Zeug met koorts

ELISA, PCR, Next-generation sequencing; er is tegenwoordig een heel scala aan onderzoeksmethoden beschikbaar voor de dierenarts om te helpen tot een diagnose te komen. De opkomst van deze methoden heeft echter simpelere opties zoals een thermometer niet overbodig gemaakt. Bij een zeug die niet vreet in de kraamstal, of een die net verworpen heeft, is het van belang om te weten of zij koorts heeft. Lang niet iedereen kijkt hier naar, vaak omdat ze op het moment dat ze het zien geen thermometer bij de hand hebben. Zij die het wel doen, zullen zich waarschijnlijk vaak genoeg de vraag stellen: “is dit nou koorts, of niet?”. Dat de lichaamstemperatuur iets oploopt tijdens het werpen, en dat een lacterende zeug een hogere temperatuur heeft dan een dragende, is wel bekend. Maar ook gedurende de dag fluctueert de lichaamstemperatuur wat. In de ochtend is deze mogelijk 0,5°C lager dan in de middag of avond.

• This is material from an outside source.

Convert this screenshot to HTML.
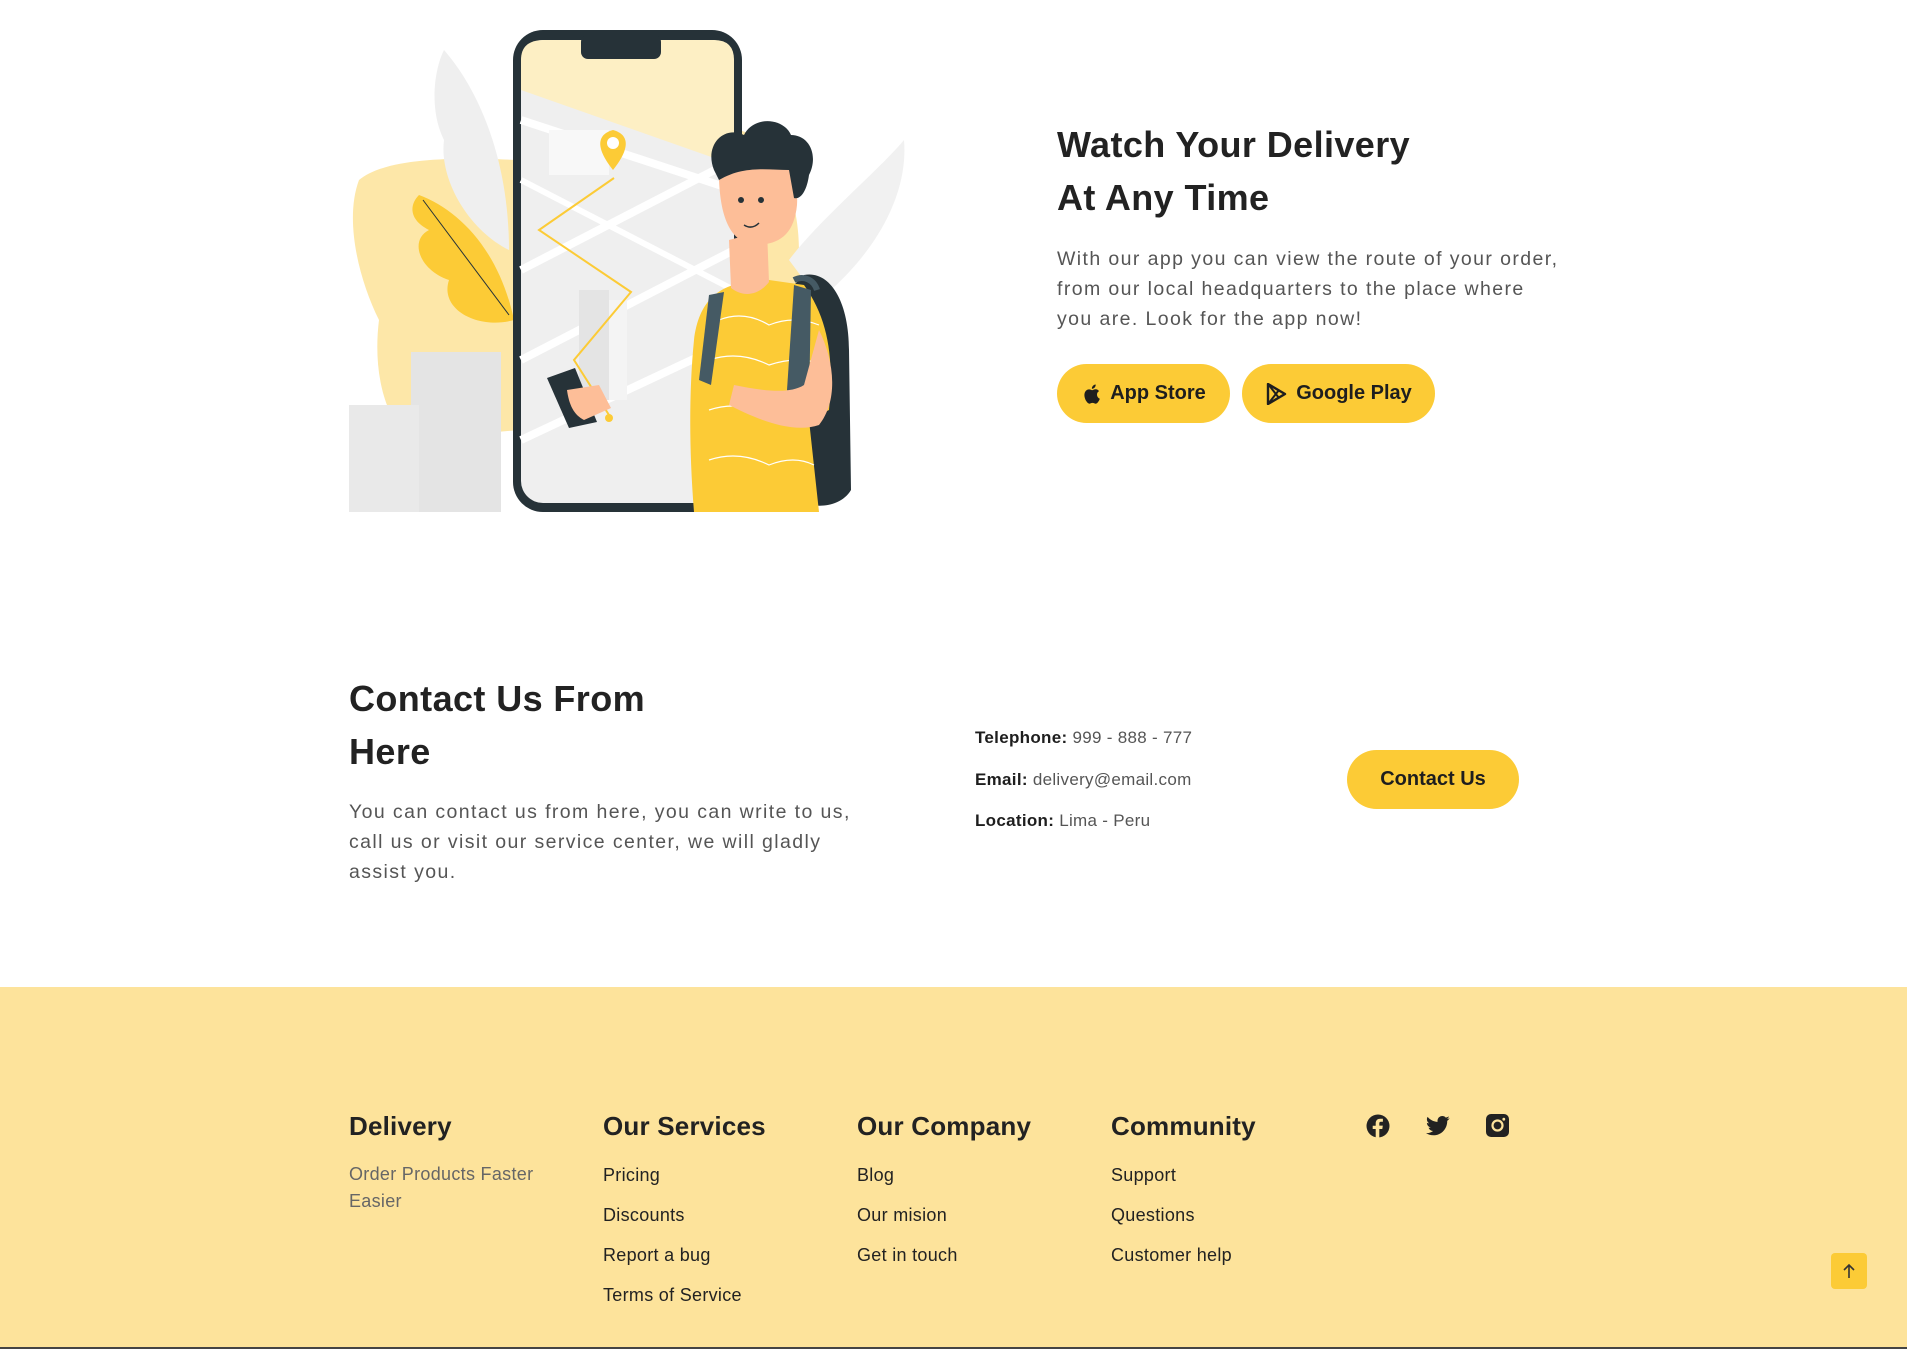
<!DOCTYPE html>
<html><head><meta charset="utf-8">
<style>
*{margin:0;padding:0;box-sizing:border-box}
body{width:1907px;height:1349px;overflow:hidden;background:#fff;font-family:"Liberation Sans",sans-serif;color:#222;position:relative}
.abs{position:absolute}
h2{font-size:36px;font-weight:700;line-height:53px;color:#222;letter-spacing:0.4px}
.p{font-size:19.5px;line-height:30px;color:#555;letter-spacing:1.4px;white-space:nowrap}
.btn{position:absolute;background:#FCCB36;border-radius:30px;font-weight:700;font-size:20px;color:#1e1e1e;display:flex;align-items:center;justify-content:center;gap:9px}
.info{font-size:17px;color:#555;line-height:20px;letter-spacing:0.3px}
.info b{color:#1e1e1e}
footer{position:absolute;left:0;top:987px;width:1907px;height:362px;background:#FDE39B}
.col{position:absolute;top:122px}
.col h3{font-size:26px;font-weight:700;color:#222;line-height:34px;letter-spacing:0.2px}
.col a{display:block;font-size:18px;color:#222;text-decoration:none;line-height:22px;margin-top:18px;letter-spacing:0.3px}
.col a:first-of-type{margin-top:21px}
</style></head><body>

<svg class="abs" style="left:349px;top:30px" width="590" height="485" viewBox="0 0 590 485">
  <path d="M10 150 C40 125 120 128 170 130 L170 400 L60 410 C30 380 25 330 30 290 C10 250 -5 190 10 150Z" fill="#FDE7A8"/>
  <path d="M390 100 C430 110 450 170 450 220 C480 250 500 300 488 350 C470 385 440 380 430 370 L400 200Z" fill="#FDE7A8"/>
  <path d="M95 20 C130 60 160 130 160 220 C120 200 90 150 95 110 C80 80 85 40 95 20Z" fill="#efefef"/>
  <path d="M440 230 C470 190 530 140 555 110 C560 170 520 230 470 270 Z" fill="#f1f1f1"/>
  <path d="M70 165 C110 180 150 220 165 290 C130 300 90 280 100 250 C70 240 60 210 80 200 C60 190 60 175 70 165Z" fill="#FCCB36"/>
  <path d="M74 170 L160 285" stroke="#263238" stroke-width="1" fill="none"/>
  <rect x="62" y="322" width="90" height="160" fill="#e4e4e4"/>
  <rect x="0" y="375" width="70" height="107" fill="#e9e9e9"/>
  <path d="M298 80 C305 50 320 35 330 40 C330 60 315 80 298 90Z" fill="#3d4f5a"/>
  <path d="M290 95 C310 85 325 85 330 92 C315 100 300 100 290 98Z" fill="#3d4f5a"/>
  <rect x="164" y="0" width="229" height="482" rx="30" fill="#263238"/>
  <rect x="172" y="10" width="213" height="463" rx="22" fill="#efefef"/>
  <path d="M172 30 Q172 10 195 10 L365 10 Q385 10 385 30 L385 135 L172 60Z" fill="#FDEFC4"/>
  <rect x="232" y="5" width="80" height="24" rx="7" fill="#263238"/>
  <path d="M172 90 L385 160" stroke="#fff" stroke-width="8"/>
  <path d="M172 240 L385 130" stroke="#fff" stroke-width="8"/>
  <path d="M172 330 L385 220" stroke="#fff" stroke-width="8"/>
  <path d="M172 410 L385 310" stroke="#fff" stroke-width="8"/>
  <path d="M172 150 L385 260" stroke="#fff" stroke-width="6"/>
  <rect x="200" y="100" width="60" height="45" fill="#f8f8f8"/>
  <rect x="230" y="260" width="30" height="110" fill="#e4e4e4"/>
  <rect x="260" y="270" width="18" height="100" fill="#f4f4f4"/>
  <path d="M265 148 L190 200 L282 262 L225 330 L260 385" stroke="#FCCB36" stroke-width="2" fill="none"/>
  <circle cx="260" cy="388" r="4" fill="#FCCB36"/>
  <path d="M264 140 C248 120 246 105 264 100 C282 105 280 120 264 140Z" fill="#FCCB36"/>
  <circle cx="264" cy="113" r="6" fill="#fff"/>
  <path d="M455 245 C480 240 500 270 500 320 L502 460 C490 480 460 478 450 470 L440 260Z" fill="#263238"/>
  <path d="M445 250 C455 245 465 250 468 260" stroke="#455a64" stroke-width="6" fill="none"/>
  <path d="M345 482 C340 420 340 360 345 310 C350 270 370 250 420 250 L455 255 C480 290 485 330 480 380 L460 390 L470 482Z" fill="#FCCB36"/>
  <path d="M370 290 Q395 280 420 295 Q445 285 470 295 M360 330 Q390 320 420 335 Q450 325 475 335 M360 380 Q390 370 420 385 M360 430 Q390 420 420 435 Q445 425 465 435" stroke="#fff" stroke-width="1.2" fill="none"/>
  <path d="M360 265 L350 350 L362 355 L375 262Z" fill="#455a64"/>
  <path d="M445 255 L438 360 L460 380 L462 260Z" fill="#455a64"/>
  <path d="M380 210 L382 258 C395 268 410 265 420 252 L418 200Z" fill="#FDBE98"/>
  <path d="M370 150 C365 120 380 115 410 115 C435 118 450 140 448 175 C445 205 430 215 405 215 C385 212 372 195 370 150Z" fill="#FDBE98"/>
  <path d="M365 140 C355 115 375 95 395 105 C405 85 435 88 442 105 C460 105 470 125 460 145 C458 160 452 170 445 168 L440 140 C420 140 395 135 370 150Z" fill="#263238"/>
  <circle cx="392" cy="170" r="3" fill="#263238"/><circle cx="412" cy="170" r="3" fill="#263238"/>
  <path d="M395 195 Q403 200 410 193" stroke="#263238" stroke-width="1.5" fill="none"/>
  <path d="M470 300 C485 330 490 370 470 395 C440 405 400 385 380 375 L385 355 C410 360 440 365 455 355Z" fill="#FDBE98"/>
  <path d="M198 348 L226 338 L248 392 L220 398Z" fill="#263238"/>
  <path d="M218 360 L250 355 L262 378 L235 390 C225 385 220 375 218 360Z" fill="#FDBE98"/>
</svg>

<h2 class="abs" style="left:1057px;top:118px">Watch Your Delivery<br>At Any Time</h2>
<p class="abs p" style="left:1057px;top:244px">With our app you can view the route of your order,<br>from our local headquarters to the place where<br>you are. Look for the app now!</p>
<div class="btn" style="left:1057px;top:364px;width:173px;height:59px"><svg width="20" height="22" viewBox="0 0 20 22"><path d="M16 11.5c0-2.4 2-3.3 2-3.4-1.1-1.6-2.8-1.8-3.4-1.8-1.4-.1-2.8.9-3.5.9-.7 0-1.8-.9-3-.8C6.5 6.4 5 7.3 4.2 8.7c-1.7 2.9-.4 7.2 1.2 9.6.8 1.1 1.7 2.4 3 2.4 1.2 0 1.6-.8 3.1-.8s1.8.8 3.1.8c1.3 0 2.1-1.2 2.9-2.3.9-1.3 1.3-2.6 1.3-2.7-.1 0-2.8-1.1-2.8-4.2zM13.7 4.5c.6-.8 1.1-1.9 1-3-1 0-2.1.6-2.8 1.4-.6.7-1.2 1.8-1 2.9 1 .1 2.1-.5 2.8-1.3z" fill="#1e1e1e"/></svg>App Store</div>
<div class="btn" style="left:1242px;top:364px;width:193px;height:59px"><svg width="22" height="22" viewBox="0 0 22 22"><path d="M3 1 L3 21 L20 11Z" fill="none" stroke="#1e1e1e" stroke-width="2.4" stroke-linejoin="round"/><path d="M3 1 L14 15 M3 21 L14 7" stroke="#1e1e1e" stroke-width="2"/></svg>Google Play</div>

<h2 class="abs" style="left:349px;top:672px">Contact Us From<br>Here</h2>
<p class="abs p" style="left:349px;top:797px">You can contact us from here, you can write to us,<br>call us or visit our service center, we will gladly<br>assist you.</p>
<div class="abs info" style="left:975px;top:728px"><b>Telephone:</b> 999 - 888 - 777</div>
<div class="abs info" style="left:975px;top:770px"><b>Email:</b> delivery@email.com</div>
<div class="abs info" style="left:975px;top:811px"><b>Location:</b> Lima - Peru</div>
<div class="btn" style="left:1347px;top:750px;width:172px;height:59px">Contact Us</div>

<footer>
  <div class="col" style="left:349px"><h3>Delivery</h3><p style="font-size:18px;color:#666;line-height:27px;margin-top:18px;width:200px;letter-spacing:0.3px">Order Products Faster Easier</p></div>
  <div class="col" style="left:603px"><h3>Our Services</h3><a>Pricing</a><a>Discounts</a><a>Report a bug</a><a>Terms of Service</a></div>
  <div class="col" style="left:857px"><h3>Our Company</h3><a>Blog</a><a>Our mision</a><a>Get in touch</a></div>
  <div class="col" style="left:1111px"><h3>Community</h3><a>Support</a><a>Questions</a><a>Customer help</a></div>
  <svg class="abs" style="left:1366px;top:127px" width="24" height="24" viewBox="0 0 24 24"><circle cx="12" cy="12" r="11.5" fill="#222"/><path d="M13.3 24V15h3l.5-3.4h-3.5V9.5c0-1 .3-1.7 1.7-1.7h1.9V4.8c-.3 0-1.4-.1-2.7-.1-2.7 0-4.5 1.6-4.5 4.6v2.4H6.7V15h3v9z" fill="#FDE39B"/></svg>
  <svg class="abs" style="left:1426px;top:129px" width="24" height="20" viewBox="0 0 24 20"><path d="M23.6 2.3c-.9.4-1.8.6-2.8.8 1-.6 1.8-1.5 2.1-2.7-.9.6-2 1-3.1 1.2C18.9.6 17.7 0 16.3 0c-2.7 0-4.8 2.2-4.8 4.8 0 .4 0 .8.1 1.1C7.5 5.7 4 3.8 1.6.9c-.4.7-.7 1.6-.7 2.4 0 1.7.9 3.2 2.200 4-.8 0-1.5-.2-2.2-.6v.1c0 2.3 1.7 4.3 3.9 4.7-.4.1-.8.2-1.3.2-.3 0-.6 0-.9-.1.6 1.9 2.4 3.3 4.5 3.4-1.7 1.3-3.7 2.1-6 2.1H0c2.1 1.4 4.7 2.2 7.4 2.2 8.9 0 13.8-7.4 13.8-13.8v-.6c.9-.7 1.7-1.5 2.4-2.5z" fill="#222"/></svg>
  <svg class="abs" style="left:1486px;top:127px" width="23" height="23" viewBox="0 0 23 23"><rect x="0" y="0" width="23" height="23" rx="5" fill="#222"/><circle cx="11.5" cy="11.5" r="5" fill="none" stroke="#FDE39B" stroke-width="2.2"/><circle cx="17.8" cy="5.2" r="1.4" fill="#FDE39B"/></svg>
  <div class="abs" style="left:1831px;top:266px;width:36px;height:36px;background:#FCCB36;border-radius:4px;display:flex;align-items:center;justify-content:center"><svg width="14" height="16" viewBox="0 0 14 16"><path d="M7 15V2 M2 7 L7 2 L12 7" stroke="#333" stroke-width="1.6" fill="none"/></svg></div>
</footer>
<div class="abs" style="left:0;top:1347px;width:1907px;height:2px;background:#444"></div>
</body></html>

Daarom geven we hier nog even een overzicht van welke lichaamstemperatuur normaal is op elk moment van de cyclus.
Zeug |
Normale lichaamstemperatuur (in °C, ±0,3) |
Dragend |
38,7 |
24u voor werpen |
38,7 |
12u voor werpen |
38,9 |
6u voor werpen |
39,0 |
Bij geboorte van eerste big |
39,4 |
12u na werpen |
39,7 |
24u na werpen |
40,0 |
1 week na werpen tot spenen |
39,3 |
1 dag na spenen |
38,6 |
Koorts is een verhoging van de lichaamstemperatuur als verdedigingsmechanisme tegen infectieziekten zoals bijvoorbeeld griep. Het afweersysteem van zeugen werkt, net als dat van ons, beter tegen bacteriën en virussen bij een hogere lichaamstemperatuur. Het is ook mogelijk dat de lichaamstemperatuur stijgt doordat een zeug haar geproduceerde warmte niet kwijt kan, bijvoorbeeld op warme zomerdagen.
Dan spreken we van hittestress. Zeugen in de kraamstal, rondom werpen tot spenen, hebben vaak een hogere lichaamstemperatuur doordat er meer warmte vrijkomt bij de melkproductie, terwijl zij tegelijkertijd minder snel afkoelen in de warmere omgeving.
Vaak is uit het gedrag van de zeug al op te maken waarvan sprake is. Zo gaat een normale verhoging van de lichaamstemperatuur of “hyperthermie” vaak gepaard met een snelle, hijgende ademhaling, liggen op de zij, en meestal nog wel een relatief goede eetlust. Ook het spelen met water of extra vermorsing wijzen in die richting. Bij koorts daarentegen zijn zeugen meestal echt goed ziek: de ademhaling is vaak versneld, maar wel wat dieper, ze blijven op de buik liggen en komen maar moeilijk recht, en laten hun bak vol staan. Bij kleine verschillen is het onderscheid soms moeilijk. Toch geeft de lichaamstemperatuur altijd een goede indicatie van wat het probleem is. Het is dus altijd een meerwaarde om deze te meten.